**EXERCISE TASK**
Omit the pictures and print exactly the lines of the listing below, starting at the first and ending at the line containing "destination: '', member: ''".
-- start DATASET SECTION --
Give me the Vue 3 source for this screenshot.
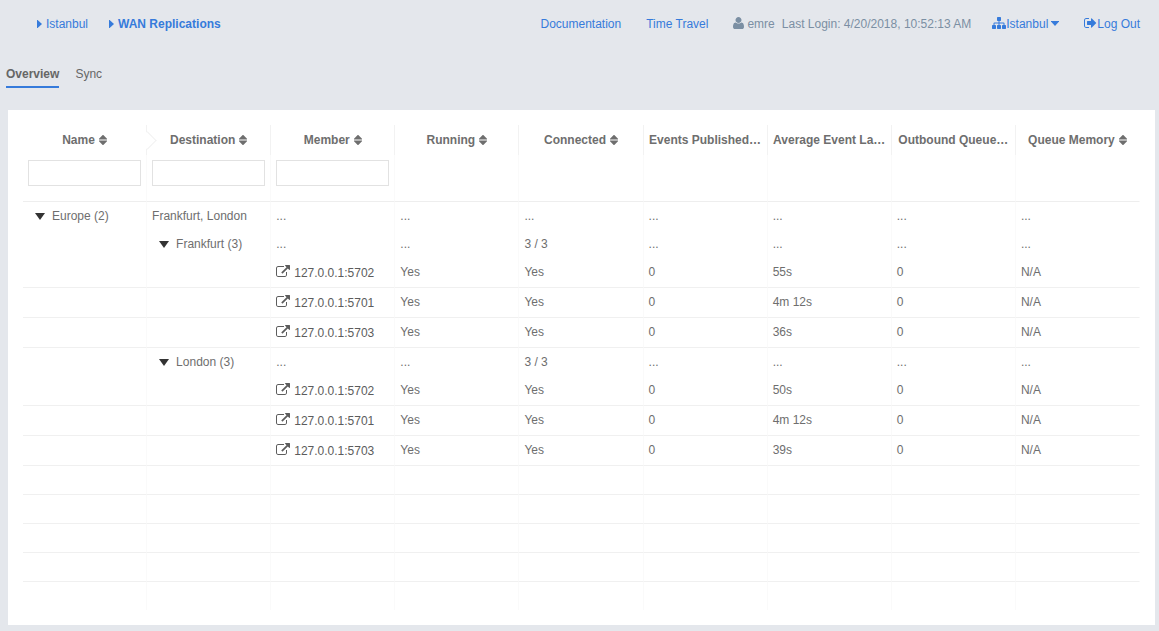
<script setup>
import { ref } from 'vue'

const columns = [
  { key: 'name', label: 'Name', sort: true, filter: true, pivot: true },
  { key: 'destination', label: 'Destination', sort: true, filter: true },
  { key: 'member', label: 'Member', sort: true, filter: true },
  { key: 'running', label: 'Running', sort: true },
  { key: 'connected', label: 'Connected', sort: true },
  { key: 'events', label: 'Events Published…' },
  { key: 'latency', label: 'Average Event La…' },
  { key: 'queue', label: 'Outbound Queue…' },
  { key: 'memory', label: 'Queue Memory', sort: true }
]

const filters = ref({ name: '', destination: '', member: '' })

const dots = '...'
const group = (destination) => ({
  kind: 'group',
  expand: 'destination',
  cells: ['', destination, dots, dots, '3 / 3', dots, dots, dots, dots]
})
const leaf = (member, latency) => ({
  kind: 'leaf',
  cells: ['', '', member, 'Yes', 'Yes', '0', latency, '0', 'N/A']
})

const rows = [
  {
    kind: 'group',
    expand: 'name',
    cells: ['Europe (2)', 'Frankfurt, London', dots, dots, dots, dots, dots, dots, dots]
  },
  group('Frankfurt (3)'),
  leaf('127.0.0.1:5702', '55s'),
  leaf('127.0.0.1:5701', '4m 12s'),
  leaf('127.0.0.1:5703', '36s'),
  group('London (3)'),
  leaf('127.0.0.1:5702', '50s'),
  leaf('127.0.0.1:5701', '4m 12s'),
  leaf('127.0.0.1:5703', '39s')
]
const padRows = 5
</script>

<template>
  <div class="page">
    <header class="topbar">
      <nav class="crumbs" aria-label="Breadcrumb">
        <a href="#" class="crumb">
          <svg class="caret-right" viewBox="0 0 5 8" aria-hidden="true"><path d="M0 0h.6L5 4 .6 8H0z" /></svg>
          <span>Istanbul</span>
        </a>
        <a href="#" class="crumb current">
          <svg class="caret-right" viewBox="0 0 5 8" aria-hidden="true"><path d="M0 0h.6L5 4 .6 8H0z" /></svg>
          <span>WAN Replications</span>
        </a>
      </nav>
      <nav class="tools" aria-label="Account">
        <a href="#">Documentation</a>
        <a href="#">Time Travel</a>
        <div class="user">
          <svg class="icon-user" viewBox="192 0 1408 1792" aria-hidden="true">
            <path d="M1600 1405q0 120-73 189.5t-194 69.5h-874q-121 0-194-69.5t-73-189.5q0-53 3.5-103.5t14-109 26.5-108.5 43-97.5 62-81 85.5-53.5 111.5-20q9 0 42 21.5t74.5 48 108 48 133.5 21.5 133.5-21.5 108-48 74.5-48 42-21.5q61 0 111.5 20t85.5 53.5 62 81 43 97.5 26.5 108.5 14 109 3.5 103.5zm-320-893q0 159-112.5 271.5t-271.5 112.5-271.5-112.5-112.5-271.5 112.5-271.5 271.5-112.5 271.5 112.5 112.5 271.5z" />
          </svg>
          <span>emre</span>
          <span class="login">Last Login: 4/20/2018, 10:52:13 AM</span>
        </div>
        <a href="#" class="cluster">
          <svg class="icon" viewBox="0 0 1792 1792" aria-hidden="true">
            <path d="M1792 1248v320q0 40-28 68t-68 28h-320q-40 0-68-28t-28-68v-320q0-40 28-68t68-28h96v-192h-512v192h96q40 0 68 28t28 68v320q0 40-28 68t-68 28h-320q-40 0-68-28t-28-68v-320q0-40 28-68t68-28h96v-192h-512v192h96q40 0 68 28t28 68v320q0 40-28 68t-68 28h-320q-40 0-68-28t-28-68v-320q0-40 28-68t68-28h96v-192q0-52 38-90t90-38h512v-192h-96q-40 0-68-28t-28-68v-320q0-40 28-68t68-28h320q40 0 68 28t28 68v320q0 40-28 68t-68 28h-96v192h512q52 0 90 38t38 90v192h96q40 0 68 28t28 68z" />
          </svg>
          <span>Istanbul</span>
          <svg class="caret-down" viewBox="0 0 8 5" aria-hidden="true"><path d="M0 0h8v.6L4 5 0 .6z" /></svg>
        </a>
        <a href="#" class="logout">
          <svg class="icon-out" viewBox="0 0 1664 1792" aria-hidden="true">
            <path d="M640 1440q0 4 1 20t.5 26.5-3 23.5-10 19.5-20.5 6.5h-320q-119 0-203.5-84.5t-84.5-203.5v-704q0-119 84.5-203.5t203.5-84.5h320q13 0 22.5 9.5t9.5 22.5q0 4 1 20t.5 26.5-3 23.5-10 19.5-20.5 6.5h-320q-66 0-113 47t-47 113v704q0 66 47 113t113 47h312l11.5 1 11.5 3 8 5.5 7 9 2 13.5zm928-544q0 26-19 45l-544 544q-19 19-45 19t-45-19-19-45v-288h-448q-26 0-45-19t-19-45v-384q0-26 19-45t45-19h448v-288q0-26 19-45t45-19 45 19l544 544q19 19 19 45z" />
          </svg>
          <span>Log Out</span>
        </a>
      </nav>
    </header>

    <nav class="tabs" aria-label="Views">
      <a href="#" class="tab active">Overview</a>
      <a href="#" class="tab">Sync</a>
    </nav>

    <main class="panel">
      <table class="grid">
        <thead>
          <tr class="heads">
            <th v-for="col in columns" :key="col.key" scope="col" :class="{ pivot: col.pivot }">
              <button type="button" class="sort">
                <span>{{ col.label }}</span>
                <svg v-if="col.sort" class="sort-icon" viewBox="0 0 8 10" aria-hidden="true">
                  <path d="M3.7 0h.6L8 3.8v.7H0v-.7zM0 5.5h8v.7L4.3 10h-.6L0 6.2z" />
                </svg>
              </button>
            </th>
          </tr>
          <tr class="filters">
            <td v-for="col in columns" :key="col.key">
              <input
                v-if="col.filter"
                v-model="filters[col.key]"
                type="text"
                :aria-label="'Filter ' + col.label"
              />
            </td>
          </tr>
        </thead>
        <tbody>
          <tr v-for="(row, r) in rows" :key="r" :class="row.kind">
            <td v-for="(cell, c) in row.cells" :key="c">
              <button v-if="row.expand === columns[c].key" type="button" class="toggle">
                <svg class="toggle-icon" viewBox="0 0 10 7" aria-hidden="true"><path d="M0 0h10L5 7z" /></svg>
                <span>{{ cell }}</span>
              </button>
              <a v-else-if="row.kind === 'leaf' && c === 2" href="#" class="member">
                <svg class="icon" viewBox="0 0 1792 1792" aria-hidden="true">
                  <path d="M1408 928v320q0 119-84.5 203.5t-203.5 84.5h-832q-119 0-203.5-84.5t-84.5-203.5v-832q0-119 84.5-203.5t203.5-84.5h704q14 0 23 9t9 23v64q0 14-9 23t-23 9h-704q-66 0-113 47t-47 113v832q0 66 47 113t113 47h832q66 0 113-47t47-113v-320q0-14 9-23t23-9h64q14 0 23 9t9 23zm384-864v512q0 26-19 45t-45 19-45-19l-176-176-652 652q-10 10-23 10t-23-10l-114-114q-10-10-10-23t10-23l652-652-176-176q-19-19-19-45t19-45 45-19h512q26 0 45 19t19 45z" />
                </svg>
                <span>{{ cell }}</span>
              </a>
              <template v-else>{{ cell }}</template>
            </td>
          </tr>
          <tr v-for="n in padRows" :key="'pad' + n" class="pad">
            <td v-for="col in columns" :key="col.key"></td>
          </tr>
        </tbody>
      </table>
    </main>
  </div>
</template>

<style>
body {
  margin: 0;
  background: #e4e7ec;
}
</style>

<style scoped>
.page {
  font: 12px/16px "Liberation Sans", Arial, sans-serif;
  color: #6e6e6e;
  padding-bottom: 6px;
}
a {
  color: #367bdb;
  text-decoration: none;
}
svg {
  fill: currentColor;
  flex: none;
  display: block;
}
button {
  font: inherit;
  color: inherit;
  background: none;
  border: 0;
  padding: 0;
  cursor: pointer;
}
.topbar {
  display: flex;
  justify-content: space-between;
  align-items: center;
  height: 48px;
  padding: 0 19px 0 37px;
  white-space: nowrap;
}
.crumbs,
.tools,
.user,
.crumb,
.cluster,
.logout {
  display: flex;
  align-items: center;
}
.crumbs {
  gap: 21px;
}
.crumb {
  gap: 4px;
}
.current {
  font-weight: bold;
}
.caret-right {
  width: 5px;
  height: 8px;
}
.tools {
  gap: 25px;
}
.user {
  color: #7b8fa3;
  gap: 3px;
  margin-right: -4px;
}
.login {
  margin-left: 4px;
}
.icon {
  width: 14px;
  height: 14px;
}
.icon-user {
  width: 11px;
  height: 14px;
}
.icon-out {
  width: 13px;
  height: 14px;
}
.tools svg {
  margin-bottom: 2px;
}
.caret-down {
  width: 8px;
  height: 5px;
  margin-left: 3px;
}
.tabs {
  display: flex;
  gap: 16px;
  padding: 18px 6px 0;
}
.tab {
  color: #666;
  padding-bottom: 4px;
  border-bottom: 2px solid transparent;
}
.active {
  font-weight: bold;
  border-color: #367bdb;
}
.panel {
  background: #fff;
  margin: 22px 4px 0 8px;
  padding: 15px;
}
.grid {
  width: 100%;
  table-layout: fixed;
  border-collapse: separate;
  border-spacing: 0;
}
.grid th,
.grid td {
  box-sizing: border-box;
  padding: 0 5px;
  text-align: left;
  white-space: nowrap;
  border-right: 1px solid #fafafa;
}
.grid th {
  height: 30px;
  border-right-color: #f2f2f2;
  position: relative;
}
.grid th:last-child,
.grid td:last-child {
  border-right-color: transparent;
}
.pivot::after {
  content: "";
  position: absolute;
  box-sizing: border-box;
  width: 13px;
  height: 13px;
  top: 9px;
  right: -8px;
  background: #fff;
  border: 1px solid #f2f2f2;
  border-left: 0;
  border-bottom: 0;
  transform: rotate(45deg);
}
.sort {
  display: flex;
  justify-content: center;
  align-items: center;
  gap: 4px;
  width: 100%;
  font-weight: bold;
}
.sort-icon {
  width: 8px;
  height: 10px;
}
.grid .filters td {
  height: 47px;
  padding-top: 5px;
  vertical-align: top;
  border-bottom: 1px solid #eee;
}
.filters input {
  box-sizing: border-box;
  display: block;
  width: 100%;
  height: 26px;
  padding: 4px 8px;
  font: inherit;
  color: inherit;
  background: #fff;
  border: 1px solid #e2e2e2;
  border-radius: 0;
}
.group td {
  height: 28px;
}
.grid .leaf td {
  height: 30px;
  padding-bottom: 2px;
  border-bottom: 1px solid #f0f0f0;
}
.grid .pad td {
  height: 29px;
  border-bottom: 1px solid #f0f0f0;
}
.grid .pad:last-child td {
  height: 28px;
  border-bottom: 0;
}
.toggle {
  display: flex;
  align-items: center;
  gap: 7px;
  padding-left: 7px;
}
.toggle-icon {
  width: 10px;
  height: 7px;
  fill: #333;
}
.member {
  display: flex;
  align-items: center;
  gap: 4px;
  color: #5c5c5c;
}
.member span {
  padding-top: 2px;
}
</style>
-- end DATASET SECTION --
**COMPLETE OUTPUT**
Give me the Vue 3 source for this screenshot.
<script setup>
import { ref } from 'vue'

const columns = [
  { key: 'name', label: 'Name', sort: true, filter: true, pivot: true },
  { key: 'destination', label: 'Destination', sort: true, filter: true },
  { key: 'member', label: 'Member', sort: true, filter: true },
  { key: 'running', label: 'Running', sort: true },
  { key: 'connected', label: 'Connected', sort: true },
  { key: 'events', label: 'Events Published…' },
  { key: 'latency', label: 'Average Event La…' },
  { key: 'queue', label: 'Outbound Queue…' },
  { key: 'memory', label: 'Queue Memory', sort: true }
]

const filters = ref({ name: '', destination: '', member: '' })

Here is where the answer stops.